The Republic of Turkey is located predominantly in south-western Asia, and partially in south-eastern Europe, and borders Georgia, Armenia, Azerbaijan, Iran, Iraq, Syria, Greece and Bulgaria. Turkey has a population of 80.85 million people, a large proportion of which inhabit the area around the Bosphorus, including Istanbul’s 14.16 million inhabitants. The Turkish capital, Ankara, has 4.75 million residents whilst further major urban areas include Izmir, Bursa, Adana and Gaziantep.
The official language is Turkish, although a number of minority languages are also spoken, the most notable of which is Kurdish. Although the state is officially secular, 99.8% of Turks identify as Muslims, the majority following Sunni Islam, and there are small Christian and Jewish minorities.
Turkey is rated as a nation with acceptable levels of business and political risk. Although, the Turkish economy and banking system have remained relatively stable and increasingly liberalised, the deterioration of the rule of law, security environment and regional geopolitical environment remain causes for concern.
Corruption is a wide scale issue in Turkey’s public and private sectors, as well as judicial system. Turkey has a range of laws which criminalise corrupt practices, but these are poorly enforced and the relevant authorities are ineffective. As such, Turkey is ranked 75 of 176 Transparency International’s 2016 Corruption Index.
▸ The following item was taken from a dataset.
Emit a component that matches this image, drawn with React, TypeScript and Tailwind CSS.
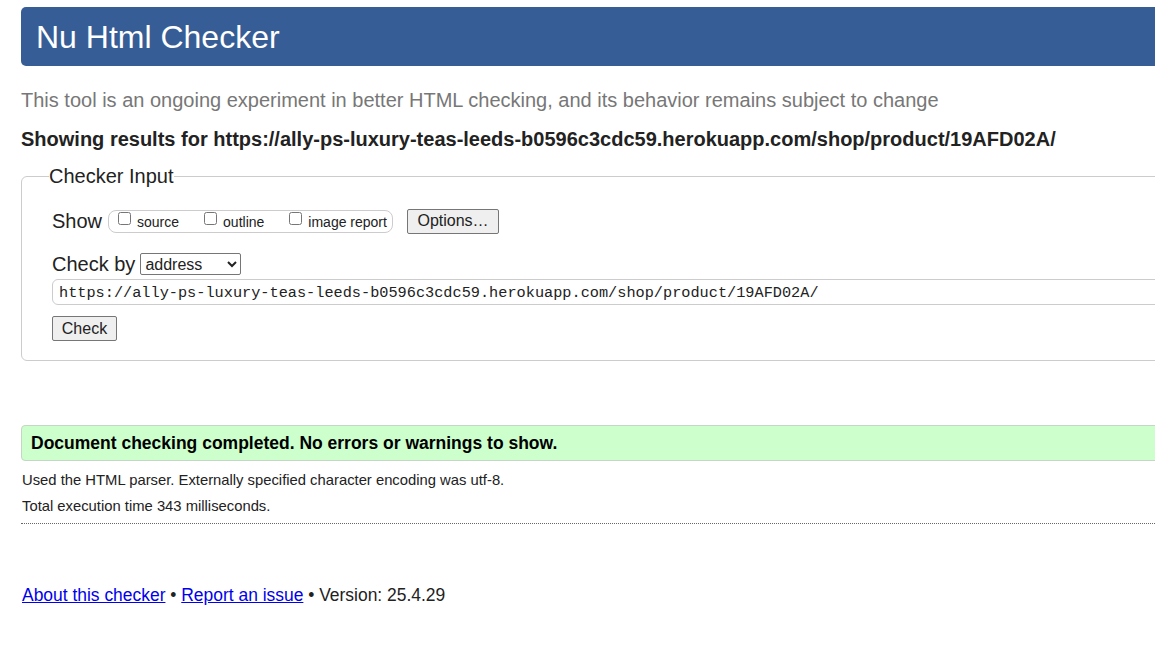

Turkey’s GDP currently stands at US$841.21 billion and has steady growth forecasts of 3.5% annually through 2022. The official currency is the Turkish Lira, although it has depreciated sharply in recent years, having lost over half of its value compared to the US Dollar over the last five years.
Turkey is currently a parliamentary republic, although is due to become a presidential republic in 2019. President Recep Erdogan is the current head of state, whilst Prime Minister Yildirim is the head of government. The president is elected by absolute majority popular vote, over two rounds if required, and the prime minister is appointed by the president from the Grand National Assembly of Turkey. This unicameral assembly forms the Turkish legislative branch and its 550 members are directly elected in multi-seat constituencies by proportional representation vote; the next election is scheduled for 3 November 2019. In April 2017, however, the Constitution was amended to make Turkey into a presidential republic. From the 2019 election, the position of prime minister and the Council of Ministers will cease to exist, the National Assembly will increase to 600 members and the president will be granted wide ranging new powers.